The “super typhoon,” known as Yolanda in the Philippines, made landfall in Guiuan at 4:40 a.m. local time, blasting the coast of Eastern Samar province with sustained winds of 145 mph and gusts that reached 170 mph, according to a report by the U.N. Office for the Coordination of Humanitarian Affairs.
The typhoon left the Philippines early Saturday and was headed toward Southeast Asia.
Aid groups and local media described “storm surge and flash flooding . . . with significant damage to buildings and homes,” the report said. “Humanitarian partners reported rooftops of even secure buildings were blown away. Waves reached 12 to 15 feet in Samar and Leyte. In some areas, flash floods reached the second floor of buildings.”
Fueled by warm ocean temperatures in the western Pacific, Haiyan nearly attained the maximum wind speeds possible for a typhoon. Satellite images showed a storm 700 miles across with textbook characteristics: an unmistakably clear eye surrounded by towering thunderstorms and impeccable symmetry.
As the storm approached landfall, the U.S. Navy’s Joint Typhoon Warning Center in Pearl Harbor estimated its maximum sustained winds at 190 to 195 mph, with gusts to 230 mph. If verified, those would be the most powerful on record for any storm that has made landfall.
In the Atlantic, hurricane hunter aircraft directly sample the conditions inside storms.
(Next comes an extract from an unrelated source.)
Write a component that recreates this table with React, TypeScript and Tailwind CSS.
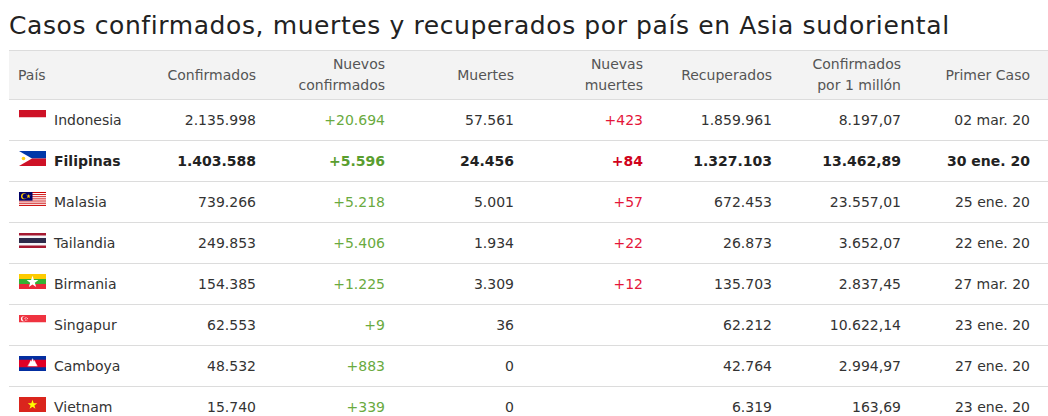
import type { ReactNode } from "react";

const Star = ({ cx, cy, r, fill }: { cx: number; cy: number; r: number; fill: string }) => {
  const pts: string[] = [];
  for (let i = 0; i < 10; i++) {
    const rad = i % 2 === 0 ? r : r * 0.4;
    const a = (Math.PI / 5) * i - Math.PI / 2;
    pts.push(`${cx + rad * Math.cos(a)},${cy + rad * Math.sin(a)}`);
  }
  return <polygon points={pts.join(" ")} fill={fill} />;
};

const Flag = ({ children }: { children: ReactNode }) => (
  <svg width="27" height="15" viewBox="0 0 27 15" className="shrink-0">
    {children}
  </svg>
);

const flags: Record<string, ReactNode> = {
  Indonesia: (
    <Flag>
      <rect width="27" height="7.5" fill="#ce1126" />
      <rect y="7.5" width="27" height="7.5" fill="#fff" />
    </Flag>
  ),
  Filipinas: (
    <Flag>
      <rect width="27" height="7.5" fill="#0038a8" />
      <rect y="7.5" width="27" height="7.5" fill="#ce1126" />
      <polygon points="0,0 13,7.5 0,15" fill="#fff" />
      <circle cx="4.5" cy="7.5" r="1.8" fill="#fcd116" />
    </Flag>
  ),
  Malasia: (
    <Flag>
      {Array.from({ length: 14 }).map((_, i) => (
        <rect key={i} y={(i * 15) / 14} width="27" height={15 / 14 + 0.05} fill={i % 2 === 0 ? "#cc0001" : "#fff"} />
      ))}
      <rect width="13.5" height="8.6" fill="#010066" />
      <circle cx="5" cy="4.3" r="3" fill="#fc0" />
      <circle cx="6" cy="4.3" r="2.5" fill="#010066" />
      <Star cx={9.5} cy={4.3} r={2.3} fill="#fc0" />
    </Flag>
  ),
  Tailandia: (
    <Flag>
      <rect width="27" height="15" fill="#a51931" />
      <rect y="2.5" width="27" height="10" fill="#f4f5f8" />
      <rect y="5" width="27" height="5" fill="#2d2a4a" />
    </Flag>
  ),
  Birmania: (
    <Flag>
      <rect width="27" height="5" fill="#fecb00" />
      <rect y="5" width="27" height="5" fill="#34b233" />
      <rect y="10" width="27" height="5" fill="#ea2839" />
      <Star cx={13.5} cy={8} r={6.2} fill="#fff" />
    </Flag>
  ),
  Singapur: (
    <Flag>
      <rect width="27" height="7.5" fill="#ef3340" />
      <rect y="7.5" width="27" height="7.5" fill="#fff" />
      <circle cx="4.5" cy="3.75" r="2.6" fill="#fff" />
      <circle cx="5.6" cy="3.75" r="2.4" fill="#ef3340" />
      <circle cx="7" cy="2.6" r="0.5" fill="#fff" />
      <circle cx="8.3" cy="3.6" r="0.5" fill="#fff" />
      <circle cx="7.8" cy="5" r="0.5" fill="#fff" />
      <circle cx="6.4" cy="5" r="0.5" fill="#fff" />
      <circle cx="6" cy="3.6" r="0.5" fill="#fff" />
    </Flag>
  ),
  Camboya: (
    <Flag>
      <rect width="27" height="15" fill="#032ea1" />
      <rect y="3.75" width="27" height="7.5" fill="#e00025" />
      <path
        d="M8.5 10.2h10v-0.8h-0.8v-1.6h-0.8v-1.2h-0.6v-1.4h-0.6v-1h-0.6v1h-0.6v-1.6h-0.6v-1h-0.6v1h-0.6v1.6h-0.6v-1h-0.6v1h-0.6v1.4h-0.6v1.2h-0.8v1.6h-0.8z"
        fill="#fff"
      />
    </Flag>
  ),
  Vietnam: (
    <Flag>
      <rect width="27" height="15" fill="#da251d" />
      <Star cx={13.5} cy={7.8} r={5} fill="#ff0" />
    </Flag>
  ),
};

type Row = {
  country: string;
  confirmed: string;
  newConfirmed: string;
  deaths: string;
  newDeaths: string;
  recovered: string;
  perMillion: string;
  firstCase: string;
  bold?: boolean;
};

const rows: Row[] = [
  { country: "Indonesia", confirmed: "2.135.998", newConfirmed: "+20.694", deaths: "57.561", newDeaths: "+423", recovered: "1.859.961", perMillion: "8.197,07", firstCase: "02 mar. 20" },
  { country: "Filipinas", confirmed: "1.403.588", newConfirmed: "+5.596", deaths: "24.456", newDeaths: "+84", recovered: "1.327.103", perMillion: "13.462,89", firstCase: "30 ene. 20", bold: true },
  { country: "Malasia", confirmed: "739.266", newConfirmed: "+5.218", deaths: "5.001", newDeaths: "+57", recovered: "672.453", perMillion: "23.557,01", firstCase: "25 ene. 20" },
  { country: "Tailandia", confirmed: "249.853", newConfirmed: "+5.406", deaths: "1.934", newDeaths: "+22", recovered: "26.873", perMillion: "3.652,07", firstCase: "22 ene. 20" },
  { country: "Birmania", confirmed: "154.385", newConfirmed: "+1.225", deaths: "3.309", newDeaths: "+12", recovered: "135.703", perMillion: "2.837,45", firstCase: "27 mar. 20" },
  { country: "Singapur", confirmed: "62.553", newConfirmed: "+9", deaths: "36", newDeaths: "", recovered: "62.212", perMillion: "10.622,14", firstCase: "23 ene. 20" },
  { country: "Camboya", confirmed: "48.532", newConfirmed: "+883", deaths: "0", newDeaths: "", recovered: "42.764", perMillion: "2.994,97", firstCase: "27 ene. 20" },
  { country: "Vietnam", confirmed: "15.740", newConfirmed: "+339", deaths: "0", newDeaths: "", recovered: "6.319", perMillion: "163,69", firstCase: "23 ene. 20" },
];

const headers = ["Confirmados", "Nuevos\nconfirmados", "Muertes", "Nuevas\nmuertes", "Recuperados", "Confirmados\npor 1 millón", "Primer Caso"];

const grid = "grid grid-cols-[128px_repeat(7,129px)_1fr]";

export default function App() {
  return (
    <div className="bg-white pl-[9px] font-['DejaVu_Sans',sans-serif] text-[#333] w-[1048px] h-[416px] overflow-hidden">
      <h2 className="pt-[9px] h-[50px] text-[25px] leading-[34px] text-[#222] tracking-[0.6px] whitespace-nowrap">
        Casos confirmados, muertes y recuperados por país en Asia sudoriental
      </h2>
      <div className="w-[1039px]">
        <div className={`${grid} h-[50px] bg-[#f3f3f3] border-t border-b border-[#dcdcdc] text-[14px] leading-[21px] text-[#555]`}>
          <div className="flex items-center pl-[9px]">País</div>
          {headers.map((h) => (
            <div key={h} className="flex items-center justify-end pr-[10px] text-right whitespace-pre-line">
              {h}
            </div>
          ))}
          <div />
        </div>
        {rows.map((r) => (
          <div
            key={r.country}
            className={`${grid} h-[41px] border-b border-[#dcdcdc] text-[14px] ${r.bold ? "font-bold text-[#222]" : ""}`}
          >
            <div className="flex items-center pl-[10px] gap-[8px]">
              <span className="-mt-[5px]">{flags[r.country]}</span>
              <span>{r.country}</span>
            </div>
            <div className="flex items-center justify-end pr-[10px]">{r.confirmed}</div>
            <div className={`flex items-center justify-end pr-[10px] ${r.bold ? "text-[#5a9e2f]" : "text-[#6aaa40]"}`}>{r.newConfirmed}</div>
            <div className="flex items-center justify-end pr-[10px]">{r.deaths}</div>
            <div className={`flex items-center justify-end pr-[10px] ${r.bold ? "text-[#d0021b]" : "text-[#e4163a]"}`}>{r.newDeaths}</div>
            <div className="flex items-center justify-end pr-[10px]">{r.recovered}</div>
            <div className="flex items-center justify-end pr-[10px]">{r.perMillion}</div>
            <div className="flex items-center justify-end pr-[10px]">{r.firstCase}</div>
            <div />
          </div>
        ))}
      </div>
    </div>
  );
}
But typhoon strength in the western Pacific is estimated from satellite data, which are less precise.
“We will never know definitively how strong any of them were,” said Brian McNoldy, a tropical weather researcher at the University of Miami.
Haiyan “was among the most intense storms ever recorded on the planet,” he added.
About 18 million people were in the storm’s path, according to the U.N. Humanitarian Affairs office, and 125,000 had been evacuated before the typhoon hit. The area includes Cebu, the Philippines second-largest city. The nation is battered by about 20 typhoons — called hurricanes and cyclones elsewhere — and major storms every year. But few, if any, have packed the wind speed of Haiyan.